基于电磁谐振耦合无线能量传输系统分析与设计
发布时间:2018-12-31 10:15
【摘要】:自从电能大规模应用以来,电能的传输一直都采用有线传输。随着各种用电设备的增加,各种电线和充电线路杂乱无章、电线间的接触故障和接触火花等导致有线传输的缺点越来越多;另一方面,各种电动汽车充电问题、电气化铁路供电问题、物联网的大规模应用以及矿井下不适合有线供电的需求增多,导致人们开始寻找新的电能传输方式。迄今为止,电能的无线输送方式分为三种:电磁谐振耦合、电磁感应和微波方式。本文通过比较三种传输方式的优缺点,确定以电磁谐振耦合式无线能量传输为研究对象。磁谐振耦合能量传输范围仅限于磁场的近场,与微波和磁感应传输方式比较,磁谐振耦合效率适中、距离适中、功率适中。本文在理论分析的基础上,进行了无线能量传输系统设计,并通过制作实验装置进行了实验验证。首先从电磁谐振耦合的机理上进行梳理,从理论上分析了电路的电磁谐振性质和耦合性质;推导了功率和效率的计算表达式,从式中可以得到频率、直流电源电压、耦合系数、线圈特性、线圈之间距离和负载特性等对能量传输的影响,得出了最大功率和最大效率传输条件。然后对无线能量传输系统进行了系统设计,从理论上计算了发射、接收电路参数,利用电磁场仿真软件FEKO、ADS、数学分析工具Matlab等对发射、接收电路进行了仿真计算,将仿真数据与理论数据分析比较,确定了发射、接收线圈的制作参数。

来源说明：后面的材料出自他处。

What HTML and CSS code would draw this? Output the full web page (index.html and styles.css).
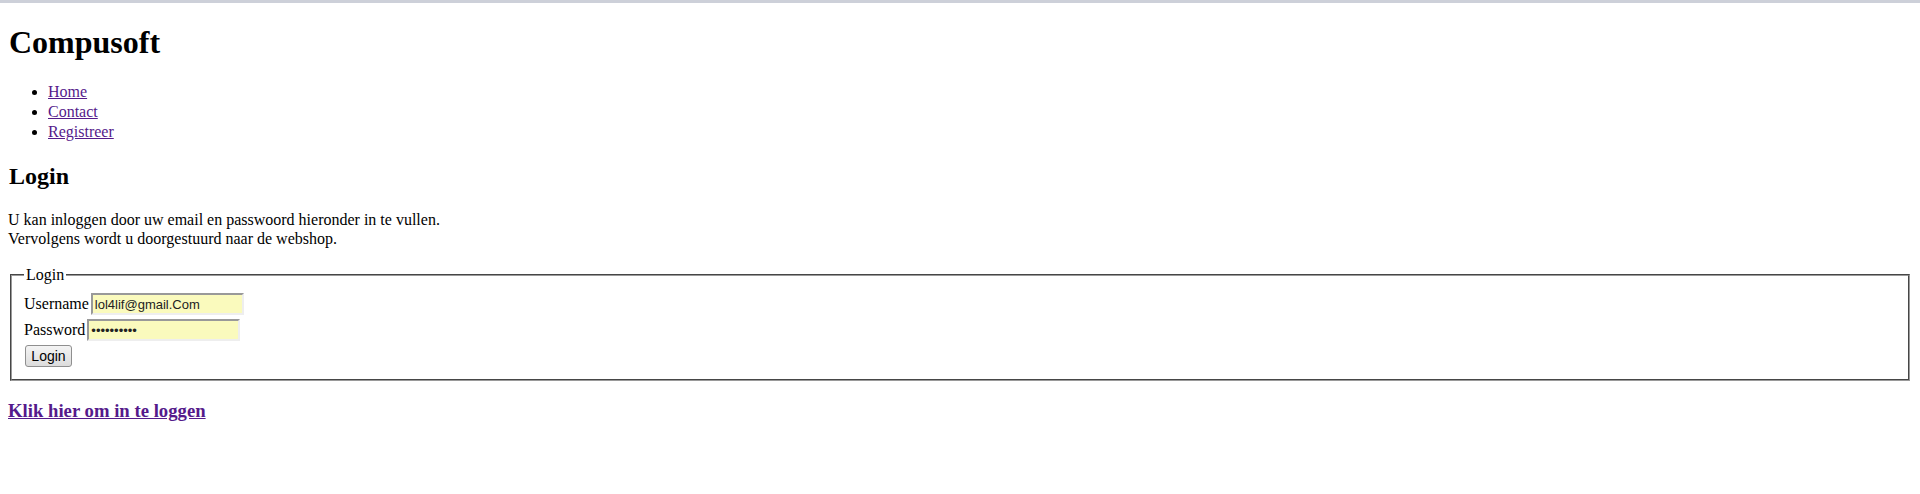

最后设计制作了发射线圈、开关电路、驱动电路、信号源和低压电源,通过实际测量数据,对影响磁谐振耦合能量传输的制约条件逐个进行分析,验证无线能量传输的可行性。根据实验所得数据,分析了存在问题,提出了增加中继线圈来提高能量传输的措施,并从实验中验证了方案的可行性,实现了电能的小功率无线传输。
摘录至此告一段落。